Success of the Construction Leadership Council’s fair payment initiative depends on government and the industry backing enforcement measures

Sarah Richardson

During prolonged periods of uncertainty and change, like that experienced by construction over the past six years, it’s a natural reaction to look for anything that remains constant as a source of reassurance. Unfortunately for our industry one of the most constant factors has always been the length of time businesses take to get paid for work they have done - hardly a comfort when times are hard.

As the government announced a fresh fair payment initiative this week, analysis of data from the National Specialist Contractors Council shows that there has been no improvement in the length of time it takes to pay suppliers as the industry starts to move out of recession (see Infographic, right).

This may come as little surprise, given the recovery is still in its infancy, particularly as far as contractors are concerned. But the notion that payment may improve as the market continues to pick up is dashed when you compare the data with that pre-recession, in 2007. Despite the abundance of work, payment times were, if anything, slightly worse than they are today.

Against this backdrop, the need for an overhaul of payment practice is indisputable. It is unacceptable, in an industry that is trying to convince its clients that it can offer them an efficient, modern service, that 18% of specialists are still receiving payments more than 60 days after they are due.

It is unacceptable, in an industry that is trying to convince its clients that it can offer them an efficient, modern service, that 18% of specialists are still receiving payments more than 60 days after they are due.

But those past six years which have seen very little change in payment practices have also, ironically, seen two of the biggest government-led drives to improve payment in recent memory. First, in 2008, there was the introduction of a fair payment charter; then, in 2010, a high-level missive from cabinet office to all central government procurers to take a lead on paying suppliers well under the 30-day period seen as “fair”.

So what chance does this week’s initiative, led by the Construction Leadership Council (CLC), have of succeeding in making an impact where its predecessors have so clearly failed?

To take the positives first, the make-up of the CLC – which includes both government and main contractor representatives – stands to give its charter more weight than its predecessors.
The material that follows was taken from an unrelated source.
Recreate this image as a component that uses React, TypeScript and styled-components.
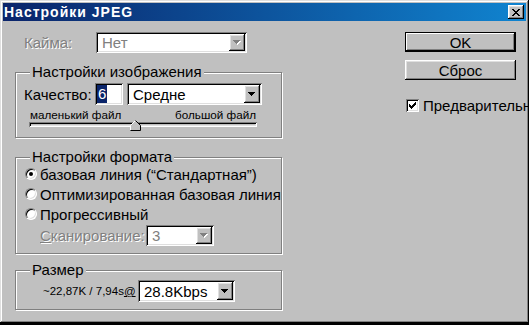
import React from 'react';
import styled, { createGlobalStyle, css } from 'styled-components';

const GlobalStyle = createGlobalStyle`
  html, body { margin: 0; padding: 0; background: #000; overflow: hidden; }
  body { font-family: "Liberation Sans", Arial, sans-serif; }
`;

const raised = css`
  box-shadow: inset -1px -1px 0 #000, inset 1px 1px 0 #fff, inset -2px -2px 0 #808080,
    inset 2px 2px 0 #dfdfdf;
`;
const sunken = css`
  box-shadow: inset 1px 1px 0 #808080, inset -1px -1px 0 #fff, inset 2px 2px 0 #000,
    inset -2px -2px 0 #dfdfdf;
`;
const disabledText = css`
  color: #808080;
  text-shadow: 1px 1px 0 #fff;
`;

const Window = styled.div`
  width: 529px;
  height: 323px;
  box-sizing: border-box;
  padding: 3px;
  background: #c0c0c0;
  box-shadow: inset -1px -1px 0 #000, inset 1px 1px 0 #dfdfdf, inset -2px -2px 0 #808080,
    inset 2px 2px 0 #fff;
  font-size: 15px;
  color: #000;
`;

const TitleBar = styled.div`
  height: 18px;
  display: flex;
  align-items: center;
  justify-content: space-between;
  padding: 0 2px 0 1px;
  background: linear-gradient(90deg, #0a246a, #1084d0);
`;
const Title = styled.span`
  font-weight: bold;
  font-size: 14px;
  letter-spacing: 1px;
  color: #fff;
`;
const CloseButton = styled.span`
  width: 16px;
  height: 14px;
  display: flex;
  align-items: center;
  justify-content: center;
  background: #c0c0c0;
  ${raised}
`;

const Body = styled.div`
  display: flex;
  align-items: flex-start;
  padding: 11px 0 0 12px;
`;
const LeftColumn = styled.div`
  width: 267px;
  display: flex;
  flex-direction: column;
`;
const RightColumn = styled.div`
  width: 111px;
  margin-left: 123px;
  display: flex;
  flex-direction: column;
`;

const FieldRow = styled.div<{ $pad: number; $h?: number }>`
  display: flex;
  align-items: center;
  padding-left: ${(p) => p.$pad}px;
  ${(p) => p.$h && `height: ${p.$h}px;`}
`;
const Label = styled.span<{ $w: number; $disabled?: boolean }>`
  width: ${(p) => p.$w}px;
  flex: none;
  white-space: nowrap;
  ${(p) => p.$disabled && disabledText}
`;
const Accel = styled.span`
  text-decoration: underline;
`;

const Group = styled.fieldset<{ $top: number }>`
  margin: ${(p) => p.$top}px 0 0;
  padding: 0;
  min-width: 0;
  border: 1px solid #808080;
  box-shadow: inset 1px 1px 0 #fff, 1px 1px 0 #fff;
`;
const Legend = styled.legend`
  margin-left: 14px;
  padding: 0 2px;
  line-height: 14px;
  background: #c0c0c0;
`;
const GroupBody = styled.div<{ $pad: string }>`
  padding: ${(p) => p.$pad};
  display: flex;
  flex-direction: column;
`;

const Combo = styled.div<{ $w: number; $h: number }>`
  width: ${(p) => p.$w}px;
  height: ${(p) => p.$h}px;
  flex: none;
  box-sizing: border-box;
  padding: 2px;
  display: flex;
  background: #fff;
  ${sunken}
`;
const ComboText = styled.span<{ $disabled?: boolean }>`
  flex: 1;
  display: flex;
  align-items: center;
  padding-left: 4px;
  white-space: nowrap;
  color: ${(p) => (p.$disabled ? '#808080' : '#000')};
`;
const ComboButton = styled.span`
  width: 16px;
  display: flex;
  align-items: center;
  justify-content: center;
  background: #c0c0c0;
  ${raised}
`;

const TextInput = styled.div`
  width: 28px;
  height: 22px;
  flex: none;
  box-sizing: border-box;
  padding: 2px;
  margin-right: 4px;
  background: #fff;
  ${sunken}
`;
const Selection = styled.span`
  display: inline-block;
  line-height: 18px;
  padding: 0 1px;
  background: #0a246a;
  color: #fff;
`;

const ScaleLabels = styled.div`
  display: flex;
  justify-content: space-between;
  width: 226px;
  margin: 4px 0 0 14px;
  font-size: 11.7px;
  line-height: 12px;
  white-space: nowrap;
`;
const Slider = styled.div`
  position: relative;
  width: 228px;
  height: 10px;
  margin-left: 13px;
`;
const Track = styled.div`
  height: 5px;
  margin-top: 1px;
  background: #c0c0c0;
  ${sunken}
`;
const Thumb = styled.svg`
  position: absolute;
  top: -1px;
  left: 101px;
`;

const RadioRow = styled.div`
  height: 20px;
  display: flex;
  align-items: center;
  gap: 3px;
  white-space: nowrap;
`;
const RadioCircle = styled.span<{ $checked?: boolean }>`
  width: 12px;
  height: 12px;
  flex: none;
  box-sizing: border-box;
  border-radius: 50%;
  border: 1px solid;
  border-color: #808080 #fff #fff #808080;
  background: #fff;
  box-shadow: inset 1px 1px 0 #000, inset -1px -1px 0 #dfdfdf;
  display: flex;
  align-items: center;
  justify-content: center;
  &::after {
    content: '';
    width: 4px;
    height: 4px;
    border-radius: 50%;
    background: ${(p) => (p.$checked ? '#000' : 'transparent')};
  }
`;

const SizeText = styled.span`
  font-size: 11.5px;
  width: 95px;
  flex: none;
  white-space: nowrap;
`;

const PushButton = styled.div<{ $default?: boolean; $top: number }>`
  height: 20px;
  margin-top: ${(p) => p.$top}px;
  display: flex;
  align-items: center;
  justify-content: center;
  background: #c0c0c0;
  ${(p) =>
    p.$default
      ? css`
          box-shadow: inset 0 0 0 1px #000, inset -2px -2px 0 #000, inset 2px 2px 0 #fff,
            inset -3px -3px 0 #808080;
        `
      : raised}
`;
const CheckRow = styled.div`
  display: flex;
  align-items: center;
  gap: 4px;
  margin: 17px 0 0 1px;
  white-space: nowrap;
`;
const CheckBox = styled.span`
  width: 13px;
  height: 13px;
  flex: none;
  box-sizing: border-box;
  display: flex;
  align-items: center;
  justify-content: center;
  background: #fff;
  ${sunken}
`;

const Arrow: React.FC<{ disabled?: boolean }> = ({ disabled }) => {
  const d = 'M0 0h7v1H0z M1 1h5v1H1z M2 2h3v1H2z M3 3h1v1H3z';
  return (
    <svg width="8" height="5" viewBox="0 0 8 5" shapeRendering="crispEdges">
      {disabled && <path d={d} fill="#fff" transform="translate(1 1)" />}
      <path d={d} fill={disabled ? '#808080' : '#000'} />
    </svg>
  );
};

const Select: React.FC<{ w: number; h: number; value: string; disabled?: boolean }> = ({
  w,
  h,
  value,
  disabled,
}) => (
  <Combo $w={w} $h={h}>
    <ComboText $disabled={disabled}>{value}</ComboText>
    <ComboButton>
      <Arrow disabled={disabled} />
    </ComboButton>
  </Combo>
);

const formats = [
  { text: 'базовая линия (“Стандартная”)', checked: true },
  { text: 'Оптимизированная базовая линия', checked: false },
  { text: 'Прогрессивный', checked: false },
];

const App: React.FC = () => (
  <>
    <GlobalStyle />
    <Window>
      <TitleBar>
        <Title>Настройки JPEG</Title>
        <CloseButton>
          <svg width="8" height="7" viewBox="0 0 8 7" shapeRendering="crispEdges">
            <path
              d="M0 0h2v1H0z M6 0h2v1H6z M1 1h2v1H1z M5 1h2v1H5z M2 2h4v1H2z M3 3h2v1H3z M2 4h4v1H2z M1 5h2v1H1z M5 5h2v1H5z M0 6h2v1H0z M6 6h2v1H6z"
              fill="#000"
            />
          </svg>
        </CloseButton>
      </TitleBar>
      <Body>
        <LeftColumn>
          <FieldRow $pad={9}>
            <Label $w={72} $disabled>
              Кайма:
            </Label>
            <Select w={151} h={21} value="Нет" disabled />
          </FieldRow>

          <Group $top={12}>
            <Legend>Настройки изображения</Legend>
            <GroupBody $pad="4px 0 6px 0">
              <FieldRow $pad={8}>
                <Label $w={71}>Качество:</Label>
                <TextInput>
                  <Selection>6</Selection>
                </TextInput>
                <Select w={135} h={22} value="Средне" />
              </FieldRow>
              <ScaleLabels>
                <span>маленький файл</span>
                <span>большой файл</span>
              </ScaleLabels>
              <Slider>
                <Track />
                <Thumb width="11" height="11" viewBox="0 0 11 11">
                  <polygon points="5.5,0.5 10.5,5.5 10.5,10.5 0.5,10.5 0.5,5.5" fill="#c0c0c0" />
                  <polyline points="0.5,10 0.5,5.5 5.5,0.5" fill="none" stroke="#fff" />
                  <polyline points="5.5,0.5 10.5,5.5 10.5,10.5 0.5,10.5" fill="none" stroke="#000" />
                </Thumb>
              </Slider>
            </GroupBody>
          </Group>

          <Group $top={12}>
            <Legend>Настройки формата</Legend>
            <GroupBody $pad="0 0 6px 9px">
              {formats.map((f) => (
                <RadioRow key={f.text}>
                  <RadioCircle $checked={f.checked} />
                  {f.text}
                </RadioRow>
              ))}
              <FieldRow $pad={15} $h={23}>
                <Label $w={106} $disabled>
                  <Accel>С</Accel>канирование:
                </Label>
                <Select w={68} h={21} value="3" disabled />
              </FieldRow>
            </GroupBody>
          </Group>

          <Group $top={9}>
            <Legend>Размер</Legend>
            <GroupBody $pad="3px 0 7px 0">
              <FieldRow $pad={27}>
                <SizeText>
                  ~22,87K / 7,94s<Accel>@</Accel>
                </SizeText>
                <Select w={97} h={22} value="28.8Kbps" />
              </FieldRow>
            </GroupBody>
          </Group>
        </LeftColumn>

        <RightColumn>
          <PushButton $default $top={0}>
            OK
          </PushButton>
          <PushButton $top={8}>Сброс</PushButton>
          <CheckRow>
            <CheckBox>
              <svg width="7" height="7" viewBox="0 0 7 7" shapeRendering="crispEdges">
                <path
                  d="M6 0h1v1H6z M5 1h2v1H5z M0 2h1v1H0z M4 2h3v1H4z M0 3h2v1H0z M3 3h3v1H3z M0 4h5v1H0z M1 5h3v1H1z M2 6h1v1H2z"
                  fill="#000"
                />
              </svg>
            </CheckBox>
            Предварительный просмотр
          </CheckRow>
        </RightColumn>
      </Body>
    </Window>
  </>
);

export default App;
Although early signatories to the voluntary deal are yet to be confirmed, it seems a reasonable assumption that at least those companies with representation on the CLC - including Laing O’Rourke, Kier and Skanska - will move to enforce its proposals. The principle idea of the charter is a move to 30-day payments by 2018.

But influential though this group may be, pockets of good practice will not be enough to make the sea change that would count as success. And to assume that where they lead, the rest of the industry will follow, would be dangerously naive given the lack of impact of the two previous initiatives, which were not without their supporters. So the question will come down to the inclusion of enforcement measures when the detail of the charter is unveiled later this month – and then how rigorously those measures are followed.

The original fair payment charter was voluntary, the cabinet office briefing attempted to make payment terms contractual without a clear consequence if that did not happen. If this latest initiative is to succeed, it needs to have a clear set of sanctions for clients and signatory contractors on public sector contracts that do not adhere, even though signing up to the charter itself is voluntary.

As with the payment terms on so many contracts, the most important information will be in the small print.